• **What this task involves**
Report how many lines hold the word "page"; give nothing but the number.

• **Extracted entries**

--*--

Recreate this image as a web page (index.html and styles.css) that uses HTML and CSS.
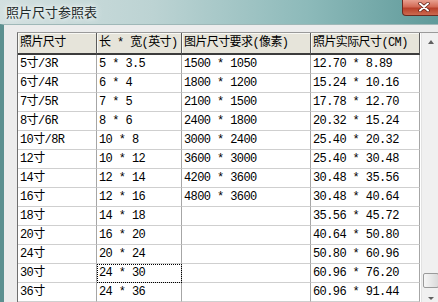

--*--

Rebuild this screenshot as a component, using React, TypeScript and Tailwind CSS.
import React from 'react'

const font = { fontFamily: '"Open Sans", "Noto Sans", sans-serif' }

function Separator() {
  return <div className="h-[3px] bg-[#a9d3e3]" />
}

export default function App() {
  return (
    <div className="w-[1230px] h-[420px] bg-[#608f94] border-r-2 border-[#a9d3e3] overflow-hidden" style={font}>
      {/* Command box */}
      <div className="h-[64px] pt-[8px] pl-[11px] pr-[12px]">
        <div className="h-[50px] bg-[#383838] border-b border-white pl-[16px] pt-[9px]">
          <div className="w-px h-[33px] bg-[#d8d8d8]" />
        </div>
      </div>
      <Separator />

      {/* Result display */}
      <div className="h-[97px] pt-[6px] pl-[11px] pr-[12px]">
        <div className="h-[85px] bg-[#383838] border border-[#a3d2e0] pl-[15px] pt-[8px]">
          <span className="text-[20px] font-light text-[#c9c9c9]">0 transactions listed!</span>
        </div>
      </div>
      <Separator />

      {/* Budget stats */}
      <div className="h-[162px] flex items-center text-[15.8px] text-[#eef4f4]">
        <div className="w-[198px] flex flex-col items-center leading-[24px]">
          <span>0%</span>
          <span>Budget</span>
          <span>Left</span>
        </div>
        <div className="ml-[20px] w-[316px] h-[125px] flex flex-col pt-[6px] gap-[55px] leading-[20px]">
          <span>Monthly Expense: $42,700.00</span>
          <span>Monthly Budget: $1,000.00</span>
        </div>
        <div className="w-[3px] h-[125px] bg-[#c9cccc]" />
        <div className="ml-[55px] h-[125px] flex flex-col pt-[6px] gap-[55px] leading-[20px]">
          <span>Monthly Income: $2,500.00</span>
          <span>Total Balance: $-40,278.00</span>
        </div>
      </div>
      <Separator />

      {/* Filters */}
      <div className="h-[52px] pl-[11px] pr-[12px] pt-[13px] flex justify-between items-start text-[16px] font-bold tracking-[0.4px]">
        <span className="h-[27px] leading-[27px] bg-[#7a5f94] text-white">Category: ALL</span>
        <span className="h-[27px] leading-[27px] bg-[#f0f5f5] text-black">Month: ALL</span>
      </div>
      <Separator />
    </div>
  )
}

--*--

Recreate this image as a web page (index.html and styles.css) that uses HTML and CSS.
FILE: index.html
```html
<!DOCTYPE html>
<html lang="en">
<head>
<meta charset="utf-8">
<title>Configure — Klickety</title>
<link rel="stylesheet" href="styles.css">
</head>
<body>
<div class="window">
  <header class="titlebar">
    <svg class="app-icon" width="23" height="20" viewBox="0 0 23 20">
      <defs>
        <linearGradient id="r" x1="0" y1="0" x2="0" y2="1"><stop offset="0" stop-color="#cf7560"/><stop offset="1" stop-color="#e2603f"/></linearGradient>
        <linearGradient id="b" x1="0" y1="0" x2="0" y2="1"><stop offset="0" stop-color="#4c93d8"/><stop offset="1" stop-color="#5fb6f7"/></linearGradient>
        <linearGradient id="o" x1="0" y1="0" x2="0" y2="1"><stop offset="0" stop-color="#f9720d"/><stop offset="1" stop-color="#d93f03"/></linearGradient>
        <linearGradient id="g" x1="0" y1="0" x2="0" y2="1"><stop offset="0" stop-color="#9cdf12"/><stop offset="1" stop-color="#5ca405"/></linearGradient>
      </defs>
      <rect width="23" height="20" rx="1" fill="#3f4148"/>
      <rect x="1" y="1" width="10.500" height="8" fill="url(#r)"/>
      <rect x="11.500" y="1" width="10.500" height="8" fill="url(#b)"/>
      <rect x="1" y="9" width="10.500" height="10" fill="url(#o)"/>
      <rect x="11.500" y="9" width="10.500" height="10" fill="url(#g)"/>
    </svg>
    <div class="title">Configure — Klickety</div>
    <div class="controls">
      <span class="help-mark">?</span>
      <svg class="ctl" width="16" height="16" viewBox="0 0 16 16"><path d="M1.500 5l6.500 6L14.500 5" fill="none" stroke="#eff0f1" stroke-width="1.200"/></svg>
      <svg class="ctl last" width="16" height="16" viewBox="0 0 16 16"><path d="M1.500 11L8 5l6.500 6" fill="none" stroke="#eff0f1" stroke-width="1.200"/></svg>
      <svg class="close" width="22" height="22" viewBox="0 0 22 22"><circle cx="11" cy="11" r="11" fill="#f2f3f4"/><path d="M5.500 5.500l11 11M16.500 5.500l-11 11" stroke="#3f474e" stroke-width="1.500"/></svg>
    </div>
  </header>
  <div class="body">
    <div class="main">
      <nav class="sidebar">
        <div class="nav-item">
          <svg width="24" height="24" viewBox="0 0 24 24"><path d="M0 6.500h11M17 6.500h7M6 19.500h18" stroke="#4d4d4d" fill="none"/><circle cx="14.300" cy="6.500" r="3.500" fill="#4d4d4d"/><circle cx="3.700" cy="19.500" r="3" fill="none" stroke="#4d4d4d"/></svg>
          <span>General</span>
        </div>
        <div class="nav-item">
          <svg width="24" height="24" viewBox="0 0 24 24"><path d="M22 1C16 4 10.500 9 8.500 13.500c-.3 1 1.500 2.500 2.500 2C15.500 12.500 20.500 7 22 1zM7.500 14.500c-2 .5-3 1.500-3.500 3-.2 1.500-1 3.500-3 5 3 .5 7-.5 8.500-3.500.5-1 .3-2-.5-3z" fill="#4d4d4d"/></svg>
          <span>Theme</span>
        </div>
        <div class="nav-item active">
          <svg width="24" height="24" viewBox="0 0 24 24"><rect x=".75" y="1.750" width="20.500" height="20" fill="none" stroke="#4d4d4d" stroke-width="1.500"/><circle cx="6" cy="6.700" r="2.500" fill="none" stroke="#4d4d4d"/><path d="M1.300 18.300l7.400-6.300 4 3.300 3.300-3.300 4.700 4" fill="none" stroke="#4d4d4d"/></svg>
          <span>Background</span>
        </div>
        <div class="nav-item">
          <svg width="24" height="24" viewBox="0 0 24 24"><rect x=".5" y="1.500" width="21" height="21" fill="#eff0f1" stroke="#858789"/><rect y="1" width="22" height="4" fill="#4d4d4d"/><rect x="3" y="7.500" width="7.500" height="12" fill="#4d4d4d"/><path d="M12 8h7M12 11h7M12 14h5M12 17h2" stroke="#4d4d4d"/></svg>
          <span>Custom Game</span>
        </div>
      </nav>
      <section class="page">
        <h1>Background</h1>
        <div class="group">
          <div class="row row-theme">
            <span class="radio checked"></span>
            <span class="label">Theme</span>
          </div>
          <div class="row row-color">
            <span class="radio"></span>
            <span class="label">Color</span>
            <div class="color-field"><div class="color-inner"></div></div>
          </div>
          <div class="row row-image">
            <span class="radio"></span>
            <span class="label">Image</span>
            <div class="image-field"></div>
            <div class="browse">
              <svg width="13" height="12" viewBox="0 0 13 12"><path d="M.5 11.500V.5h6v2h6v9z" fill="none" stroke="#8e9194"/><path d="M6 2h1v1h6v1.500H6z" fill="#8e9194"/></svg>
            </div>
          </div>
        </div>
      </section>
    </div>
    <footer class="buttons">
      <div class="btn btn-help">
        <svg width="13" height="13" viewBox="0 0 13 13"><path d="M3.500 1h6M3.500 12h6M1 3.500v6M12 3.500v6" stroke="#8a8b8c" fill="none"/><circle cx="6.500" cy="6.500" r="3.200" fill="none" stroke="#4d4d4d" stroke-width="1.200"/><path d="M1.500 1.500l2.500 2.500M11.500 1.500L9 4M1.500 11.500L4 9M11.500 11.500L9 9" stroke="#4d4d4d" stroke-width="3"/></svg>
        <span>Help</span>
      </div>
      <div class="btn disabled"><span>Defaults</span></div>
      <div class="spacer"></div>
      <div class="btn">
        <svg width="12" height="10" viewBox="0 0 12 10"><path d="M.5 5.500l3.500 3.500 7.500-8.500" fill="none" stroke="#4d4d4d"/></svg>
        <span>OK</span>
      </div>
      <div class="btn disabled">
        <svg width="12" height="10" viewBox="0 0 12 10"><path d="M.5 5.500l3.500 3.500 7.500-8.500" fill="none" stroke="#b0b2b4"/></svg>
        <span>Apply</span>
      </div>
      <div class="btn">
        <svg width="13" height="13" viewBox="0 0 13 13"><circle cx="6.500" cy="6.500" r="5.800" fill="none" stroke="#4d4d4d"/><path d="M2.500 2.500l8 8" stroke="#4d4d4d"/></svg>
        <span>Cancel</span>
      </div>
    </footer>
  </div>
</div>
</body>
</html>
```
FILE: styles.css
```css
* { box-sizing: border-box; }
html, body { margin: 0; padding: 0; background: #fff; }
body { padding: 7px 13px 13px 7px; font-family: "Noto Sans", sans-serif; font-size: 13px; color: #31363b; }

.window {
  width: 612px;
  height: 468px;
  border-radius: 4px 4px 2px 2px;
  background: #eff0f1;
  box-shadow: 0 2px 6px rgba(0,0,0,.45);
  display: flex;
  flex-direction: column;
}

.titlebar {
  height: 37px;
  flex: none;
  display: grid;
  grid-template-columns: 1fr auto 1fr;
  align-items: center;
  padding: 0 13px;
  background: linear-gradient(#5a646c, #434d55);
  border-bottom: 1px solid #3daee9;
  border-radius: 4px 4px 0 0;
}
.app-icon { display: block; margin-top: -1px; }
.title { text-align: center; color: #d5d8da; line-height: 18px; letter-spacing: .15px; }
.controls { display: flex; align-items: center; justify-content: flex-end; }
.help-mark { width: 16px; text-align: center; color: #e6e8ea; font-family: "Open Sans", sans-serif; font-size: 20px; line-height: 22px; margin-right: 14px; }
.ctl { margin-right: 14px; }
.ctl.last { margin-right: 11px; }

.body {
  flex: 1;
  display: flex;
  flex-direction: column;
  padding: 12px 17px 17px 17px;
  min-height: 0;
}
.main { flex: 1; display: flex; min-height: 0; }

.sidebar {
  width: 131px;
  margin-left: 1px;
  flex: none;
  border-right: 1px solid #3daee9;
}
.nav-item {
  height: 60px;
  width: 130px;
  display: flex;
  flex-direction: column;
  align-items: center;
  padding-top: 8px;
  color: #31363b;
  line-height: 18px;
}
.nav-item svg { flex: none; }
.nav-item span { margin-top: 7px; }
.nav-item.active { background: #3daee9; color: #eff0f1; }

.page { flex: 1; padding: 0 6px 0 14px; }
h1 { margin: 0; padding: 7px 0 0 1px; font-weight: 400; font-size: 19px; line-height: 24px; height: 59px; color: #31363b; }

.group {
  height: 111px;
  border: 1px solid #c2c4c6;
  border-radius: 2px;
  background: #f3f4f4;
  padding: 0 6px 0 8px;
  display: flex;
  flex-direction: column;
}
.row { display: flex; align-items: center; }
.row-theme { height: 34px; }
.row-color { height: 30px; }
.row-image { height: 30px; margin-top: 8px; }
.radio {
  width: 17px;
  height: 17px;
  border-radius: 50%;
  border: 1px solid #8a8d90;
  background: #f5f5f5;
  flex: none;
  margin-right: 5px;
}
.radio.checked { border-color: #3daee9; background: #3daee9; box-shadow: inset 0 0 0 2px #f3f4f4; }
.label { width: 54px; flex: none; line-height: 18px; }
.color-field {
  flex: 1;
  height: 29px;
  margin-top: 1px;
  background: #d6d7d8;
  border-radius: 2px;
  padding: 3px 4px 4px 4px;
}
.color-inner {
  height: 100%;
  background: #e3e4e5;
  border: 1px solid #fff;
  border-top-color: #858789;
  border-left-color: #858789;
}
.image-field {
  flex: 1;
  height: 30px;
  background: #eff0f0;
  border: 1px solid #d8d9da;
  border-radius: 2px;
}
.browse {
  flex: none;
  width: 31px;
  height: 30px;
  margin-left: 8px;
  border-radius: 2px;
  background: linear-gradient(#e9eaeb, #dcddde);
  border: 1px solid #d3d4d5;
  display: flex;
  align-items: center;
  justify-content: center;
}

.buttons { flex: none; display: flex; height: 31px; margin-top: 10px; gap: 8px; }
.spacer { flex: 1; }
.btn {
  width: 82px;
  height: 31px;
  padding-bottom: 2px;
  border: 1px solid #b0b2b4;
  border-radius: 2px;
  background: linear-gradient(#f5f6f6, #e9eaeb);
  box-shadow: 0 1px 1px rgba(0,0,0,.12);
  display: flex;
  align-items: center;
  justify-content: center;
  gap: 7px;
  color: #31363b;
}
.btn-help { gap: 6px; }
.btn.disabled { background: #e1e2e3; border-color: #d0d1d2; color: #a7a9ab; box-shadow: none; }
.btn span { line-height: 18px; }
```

--*--

• **Response to the task**
4